Material de Lectura

 

Nota introductoria

La poesía de Enrique Fierro (Montevideo, 1942) desdeña las amplias autopistas de la escritura y prefiere el pedregoso y estrecho camino de la experimentación con el lenguaje. Este dato adquiere mayor significación si tomamos en cuenta que Fierro nació en Uruguay, un país donde el pájaro de la poesía no se posa —y cuando se posa evita por todos los medios posibles arriesgar el plumaje. Por diferentes e inexplicables motivos la poesía uruguaya estuvo al margen de esa vital aventura poética que encarnó en la vanguardia y que se continuaría con los maestros herederos: Oliverio Girondo, Octavio Paz, Haroldo de Campos, entre otros. Estos poetas problematizaron el discurso poético latinoamericano al introducir en la escritura el juego paródico como lúcida ironía de la palabra, la conciencia del poema como cuerpo del goce y la reformulación del significante como entidad autónoma —“verbivocovisual” y fónica— sobre la blanca página del mundo.
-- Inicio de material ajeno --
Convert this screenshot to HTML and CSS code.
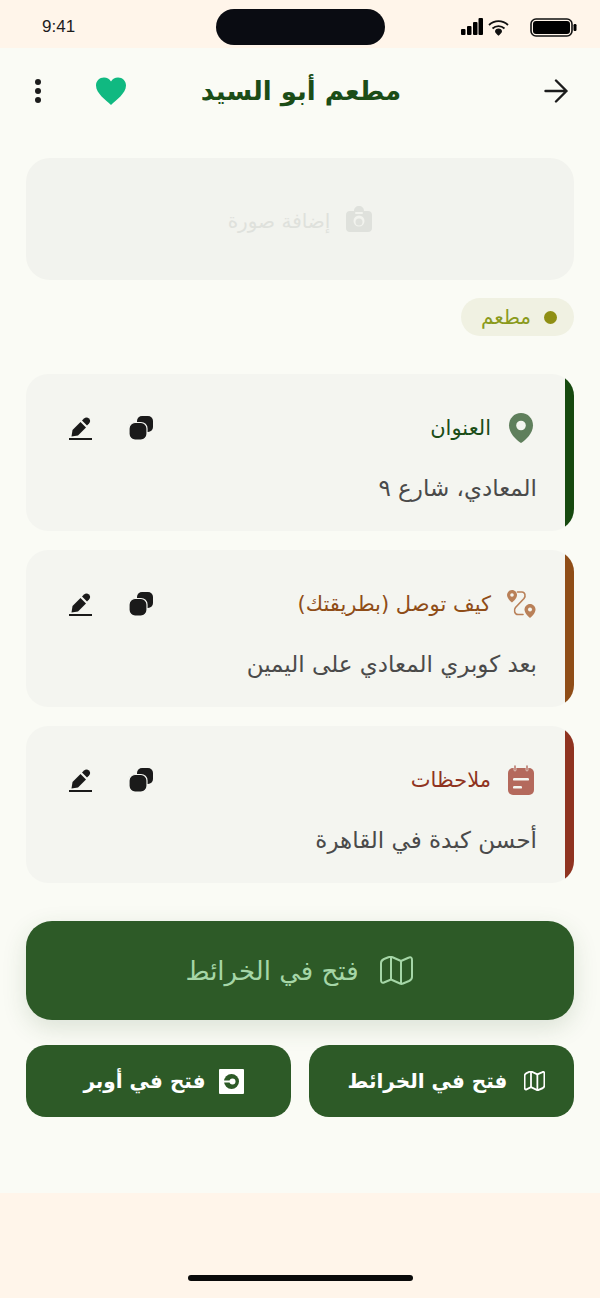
FILE: index.html
```html
<!DOCTYPE html>
<html lang="ar" dir="rtl">
<head>
    <meta charset="UTF-8">
    <meta name="viewport" content="width=device-width, initial-scale=1.0">
    <title>مطعم أبو السيد</title>
    <link rel="stylesheet" href="styles.css">
</head>
<body>
    <div class="status-bar" dir="ltr">
        <span class="time">9:41</span>
        <div class="island"></div>
        <div class="status-icons">
            <svg width="22" height="19" viewBox="0 0 22 19"><rect x="0" y="11" width="4.500" height="6" rx="1"/><rect x="6" y="8" width="4.500" height="9" rx="1"/><rect x="12" y="4" width="4.500" height="13" rx="1"/><rect x="17.500" y="0" width="4.500" height="17" rx="1"/></svg>
            <svg width="21" height="17" viewBox="0 0 21 17" fill="none" stroke="#111" stroke-width="1.800"><path d="M1 6C6.500 .8 14.500 .8 20 6"/><path d="M4.500 9.500C8 6.200 13 6.200 16.500 9.500"/><path d="M10.500 9.500C12.500 9.500 14 10.800 14 12.300 14 13.800 12 15.500 10.500 16.800 9 15.500 7 13.800 7 12.300 7 10.800 8.500 9.500 10.500 9.500Z" fill="#111" stroke="none"/></svg>
            <svg class="battery" width="47" height="19" viewBox="0 0 47 19"><rect x="1" y="1" width="41" height="17" rx="5" fill="none" stroke="#111" stroke-width="1.600"/><rect x="3" y="3" width="37" height="13" rx="3"/><rect x="43.500" y="6" width="3" height="7" rx="1.200"/></svg>
        </div>
    </div>

    <div class="screen">
        <div class="header">
            <a class="back" href="#">
                <svg width="24" height="24" viewBox="0 0 24 24" fill="none" stroke="#1c1c1c" stroke-width="2.400" stroke-linecap="round" stroke-linejoin="round"><path d="M1.500 12H22.500M12 1.500L22.500 12 12 22.500"/></svg>
            </a>
            <h1>مطعم أبو السيد</h1>
            <div class="header-actions">
                <svg width="32" height="28" viewBox="0 0 32 28"><path d="M16 28C11 23 1 16.500 1 8.500 1 4 4.500 .5 9 .5 12 .5 14.500 2 16 4.500 17.500 2 20 .5 23 .5 27.500 .5 31 4 31 8.500 31 16.500 21 23 16 28Z" fill="#10b981"/></svg>
                <svg width="8" height="26" viewBox="0 0 8 26" fill="#1c1c1c"><circle cx="4" cy="4" r="3"/><circle cx="4" cy="13" r="3"/><circle cx="4" cy="22" r="3"/></svg>
            </div>
        </div>

        <div class="add-photo">
            <svg width="26" height="26" viewBox="0 0 26 26"><path d="M4 5H8C8 2 10 0 13 0S18 2 18 5H22C24.500 5 26 6.500 26 9V22C26 24.500 24.500 26 22 26H4C1.500 26 0 24.500 0 22V9C0 6.500 1.500 5 4 5Z" fill="#dfe1dc"/><circle cx="13" cy="15" r="5.500" fill="#f2f3ee"/><circle cx="13" cy="16" r="3.500" fill="#dfe1dc"/><rect x="9" y="6" width="8" height="2" rx="1" fill="#f2f3ee"/></svg>
            <span>إضافة صورة</span>
        </div>

        <div class="chip-row">
            <div class="chip"><i class="chip-dot"></i><span>مطعم</span></div>
        </div>

        <div class="card">
            <div class="stripe stripe-green"></div>
            <div class="card-body">
                <div class="card-top">
                    <svg class="card-icon" width="30" height="30" viewBox="0 0 26 30"><path d="M13 0C6 0 1 5.500 1 12.500 1 20 8 27 13 30 18 27 25 20 25 12.500 25 5.500 20 0 13 0Z" fill="#5f7f5c"/><circle cx="13" cy="12.500" r="4.800" fill="#f4f5f0"/></svg>
                    <span class="card-label label-green">العنوان</span>
                    <div class="card-tools">
                        <svg width="24" height="24" viewBox="0 0 24 24"><rect x="8" y="0" width="16" height="16" rx="5" fill="#1a1a1a"/><rect x="0" y="6.500" width="18" height="17.500" rx="6" fill="#1a1a1a" stroke="#f4f5f0" stroke-width="1.200"/></svg>
                        <svg width="23" height="24" viewBox="0 0 23 24" fill="#1a1a1a"><path d="M2.500 20.500L3.500 14 11.500 6 17 11.500 9 19.500Z"/><path d="M13 4.500L15 2.500C16.500 1 18.500 1 20 2.500 21.500 4 21.500 6 20 7.500L18 9.500Z"/><rect x="0" y="22" width="23" height="2"/></svg>
                    </div>
                </div>
                <p class="card-text">المعادي، شارع ٩</p>
            </div>
        </div>

        <div class="card">
            <div class="stripe stripe-brown"></div>
            <div class="card-body">
                <div class="card-top">
                    <svg class="card-icon" width="30" height="30" viewBox="0 0 30 30" fill="none" stroke="#b98058" stroke-width="1.600" stroke-linecap="round"><path d="M6 1C3 1 1 3.500 1 6 1 9 4 12 6 13.500 8 12 11 9 11 6 11 3.500 9 1 6 1Z" fill="#b98058" stroke="none"/><circle cx="6" cy="6" r="1.800" fill="#f4f5f0" stroke="none"/><path d="M11.500 3H16C19 3 20 7 18 9.500L9.500 18.500C7.500 21 8.500 25.500 12 25.500H17"/><path d="M24 15C21 15 18.500 17.500 18.500 20.500 18.500 24 22 27.500 24 29 26 27.500 29.500 24 29.500 20.500 29.500 17.500 27 15 24 15Z" fill="#b98058" stroke="none"/><circle cx="24" cy="20.500" r="2" fill="#f4f5f0" stroke="none"/></svg>
                    <span class="card-label label-brown">كيف توصل (بطريقتك)</span>
                    <div class="card-tools">
                        <svg width="24" height="24" viewBox="0 0 24 24"><rect x="8" y="0" width="16" height="16" rx="5" fill="#1a1a1a"/><rect x="0" y="6.500" width="18" height="17.500" rx="6" fill="#1a1a1a" stroke="#f4f5f0" stroke-width="1.200"/></svg>
                        <svg width="23" height="24" viewBox="0 0 23 24" fill="#1a1a1a"><path d="M2.500 20.500L3.500 14 11.500 6 17 11.500 9 19.500Z"/><path d="M13 4.500L15 2.500C16.500 1 18.500 1 20 2.500 21.500 4 21.500 6 20 7.500L18 9.500Z"/><rect x="0" y="22" width="23" height="2"/></svg>
                    </div>
                </div>
                <p class="card-text">بعد كوبري المعادي على اليمين</p>
            </div>
        </div>

        <div class="card">
            <div class="stripe stripe-red"></div>
            <div class="card-body">
                <div class="card-top">
                    <svg class="card-icon" width="30" height="30" viewBox="0 0 26 30"><rect x="0" y="3" width="26" height="27" rx="5" fill="#b4695c"/><rect x="6" y="0" width="2" height="6" rx="1" fill="#b4695c" stroke="#f4f5f0" stroke-width=".6"/><rect x="18" y="0" width="2" height="6" rx="1" fill="#b4695c" stroke="#f4f5f0" stroke-width=".6"/><rect x="5" y="13" width="16" height="2.600" rx="1.200" fill="#f4f5f0"/><rect x="5" y="21" width="9" height="2.600" rx="1.200" fill="#f4f5f0"/></svg>
                    <span class="card-label label-red">ملاحظات</span>
                    <div class="card-tools">
                        <svg width="24" height="24" viewBox="0 0 24 24"><rect x="8" y="0" width="16" height="16" rx="5" fill="#1a1a1a"/><rect x="0" y="6.500" width="18" height="17.500" rx="6" fill="#1a1a1a" stroke="#f4f5f0" stroke-width="1.200"/></svg>
                        <svg width="23" height="24" viewBox="0 0 23 24" fill="#1a1a1a"><path d="M2.500 20.500L3.500 14 11.500 6 17 11.500 9 19.500Z"/><path d="M13 4.500L15 2.500C16.500 1 18.500 1 20 2.500 21.500 4 21.500 6 20 7.500L18 9.500Z"/><rect x="0" y="22" width="23" height="2"/></svg>
                    </div>
                </div>
                <p class="card-text">أحسن كبدة في القاهرة</p>
            </div>
        </div>

        <button class="btn-main">
            <svg width="33" height="29" viewBox="0 0 33 29" fill="none" stroke="#a5d6a7" stroke-width="2" stroke-linejoin="round"><path d="M1 7C1 5 2 4 4 3L9 1C10 .5 11 .5 12 1L21 5 29 1.500C31 .5 32 2 32 4V21C32 23 31 24 29 25L23 27.500C22 28 21 28 20 27.500L11 23.500 4 26.500C2 27.500 1 26 1 24Z"/><path d="M11 1V23.500M21 5V27.500"/></svg>
            <span>فتح في الخرائط</span>
        </button>

        <div class="btn-row">
            <button class="btn-small btn-map">
                <svg width="21" height="20" viewBox="0 0 33 29" preserveAspectRatio="none" fill="none" stroke="#fff" stroke-width="2.800" stroke-linejoin="round"><path d="M1 7C1 5 2 4 4 3L9 1C10 .5 11 .5 12 1L21 5 29 1.500C31 .5 32 2 32 4V21C32 23 31 24 29 25L23 27.500C22 28 21 28 20 27.500L11 23.500 4 26.500C2 27.500 1 26 1 24Z"/><path d="M11 1V23.500M21 5V27.500"/></svg>
                <span>فتح في الخرائط</span>
            </button>
            <button class="btn-small btn-uber">
                <svg width="25" height="25" viewBox="0 0 25 25"><rect width="25" height="25" rx="1" fill="#fff"/><circle cx="12.500" cy="12.500" r="7.500" fill="#2d5a27"/><circle cx="13.500" cy="12.500" r="3" fill="#fff"/><rect x="4" y="11.500" width="9" height="2" fill="#fff"/></svg>
                <span>فتح في أوبر</span>
            </button>
        </div>
    </div>

    <div class="home-area">
        <div class="home-bar"></div>
    </div>
</body>
</html>
```

FILE: styles.css
```css
* {
    margin: 0;
    padding: 0;
    box-sizing: border-box;
}

body {
    width: 600px;
    height: 1298px;
    background-color: #fff5ea;
    font-family: "DejaVu Sans", sans-serif;
    display: flex;
    flex-direction: column;
}

.status-bar {
    height: 48px;
    padding: 9px 23px 0 42px;
    display: flex;
}

.time {
    font-family: "Liberation Sans", sans-serif;
    font-size: 17px;
    line-height: 36px;
    color: #1c1c1c;
    width: 174px;
}

.island {
    width: 169px;
    height: 36px;
    background-color: #0a0c12;
    border-radius: 18px;
}

.status-icons {
    margin-left: auto;
    display: flex;
    align-items: center;
    gap: 5px;
    height: 36px;
}

.battery {
    margin-left: 16px;
}

.screen {
    height: 1145px;
    background-color: #fafbf5;
    padding: 0 26px;
}

.header {
    height: 86px;
    display: grid;
    grid-template-columns: 1fr auto 1fr;
    align-items: center;
    padding: 0 6px 0 8px;
}

.back {
    display: flex;
}

.header h1 {
    font-size: 26px;
    font-weight: bold;
    color: #1b4d17;
}

.header-actions {
    justify-self: end;
    display: flex;
    align-items: center;
    gap: 53px;
}

.add-photo {
    margin-top: 24px;
    height: 122px;
    border-radius: 24px;
    background-color: #f2f3ee;
    display: flex;
    align-items: center;
    justify-content: center;
    gap: 16px;
    color: #dfe1dc;
    font-size: 20px;
}

.add-photo span {
    padding-top: 3px;
}

.chip-row {
    margin-top: 18px;
    display: flex;
}

.chip {
    height: 38px;
    width: 113px;
    border-radius: 19px;
    background-color: #f0f1e2;
    padding: 0 17px;
    display: flex;
    align-items: center;
    gap: 13px;
    color: #8a9a1c;
    font-size: 20px;
}

.chip-dot {
    width: 13px;
    height: 13px;
    border-radius: 50%;
    background-color: #8f8f14;
}

.card {
    margin-top: 19px;
    height: 157px;
    border-radius: 22px;
    background-color: #f4f5f0;
    overflow: hidden;
    display: flex;
}

.chip-row + .card {
    margin-top: 38px;
}

.card-body {
    flex: 1;
    padding: 39px 28px 0 43px;
}

.stripe {
    width: 9px;
}

.stripe-green {
    background-color: #16490f;
}

.stripe-brown {
    background-color: #8f4d17;
}

.stripe-red {
    background-color: #8f3320;
}

.card-top {
    display: flex;
    align-items: center;
    height: 30px;
    gap: 15px;
}

.card-icon {
    margin-right: 1px;
}

.card-label {
    font-size: 21px;
}

.label-green {
    color: #1b4d17;
}

.label-brown {
    color: #8f4d17;
}

.label-red {
    color: #8f3320;
}

.card-tools {
    margin-right: auto;
    display: flex;
    align-items: center;
    gap: 37px;
}

.card-text {
    margin-top: 30px;
    font-size: 23px;
    line-height: 30px;
    color: #4a4a4a;
}

button {
    font-family: inherit;
    border: none;
    background-color: #2d5a27;
    display: flex;
    align-items: center;
    justify-content: center;
    cursor: pointer;
}

.btn-main {
    width: 100%;
    height: 99px;
    margin-top: 38px;
    padding-right: 2px;
    border-radius: 26px;
    gap: 21px;
    font-size: 26px;
    color: #a5d6a7;
    box-shadow: 0 8px 24px rgba(45, 90, 39, 0.15);
}

.btn-row {
    margin-top: 25px;
    display: flex;
    gap: 18px;
}

.btn-small {
    width: 265px;
    height: 72px;
    border-radius: 20px;
    padding-left: 10px;
    font-size: 20px;
    font-weight: bold;
    color: white;
}

.btn-map {
    gap: 17px;
}

.btn-uber {
    gap: 13px;
}

.home-area {
    flex: 1;
    display: flex;
    justify-content: center;
    align-items: flex-end;
    padding-bottom: 17px;
}

.home-bar {
    width: 225px;
    height: 6px;
    border-radius: 3px;
    background-color: #0a0a0a;
}
```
De allí —de esa tradición fundada en el rigor experimental— proviene la escritura poética de Fierro. Poesía que explora las múltiples posibilidades de un significante que nombra y que se nombra, poesía cargada de paranomasias, de guiños de sentido y de sonido entre palabras que —casi— parecen prescindir de lector:
 
 
sonoro

        sordo

             río de los textos
 
 
porque lo que hace Fierro es transcribir el flujo del lenguaje —ese “río de los textos” que parece adquirir, con ese acento en el plural (“textos”), características míticas y atemporales—, pero ese flujo, en Fierro, se presenta de manera espasmódica, esfinterial, intermitente; hay una respiración que contiene más de la cuenta (es decir, más de lo que cuenta), hay una retención de lenguaje, de esa “escritura que nos escribe” y que dice y nos dice a medias, nombra y oculta —y sobre todo oculta—, pero ¿qué?
 
no es esto no es esto
dijimos: ya no es esto
no es esto decimos tris
tes: hora es de ver qué
se oculta ¿no?
 
Lo que se oculta es lo esencial y lo esencial siempre calla, por eso la poesía de Fierro tiende al silencio, al grado cero de la significación, a la decodificación de los referentes aristotélicos que nombran y clasifican el mundo sin riesgo de mancharse con los flujos impuros de la realidad; como en un cuadro de Escher nos dice Fierro:
 
    el paraíso es un parque donde
crece el árbol del paraíso
 
En ese sentido Fierro es un poeta profundamente preocupado por el origen, mejor dicho, por el concomitante sentimiento de pérdida, ya que no hay aquí una búsqueda del origen perdido: hay reconocimiento de la carencia, hay plena asunción de la pérdida —acaso irreparable— del sentido. Dura y lúcida lección la de Enrique Fierro, quien no trata que comprendamos sino que aprendamos “los modos de aprender más profundos”. De ahí que su deriva sea un viaje inmóvil al centro del poema, a la palabra impronunciable que se esconde detrás de la palabra: “espíritu no letra” que profundiza y prolonga esa tradición del rigor de la mejor poesía escrita en nuestra lengua.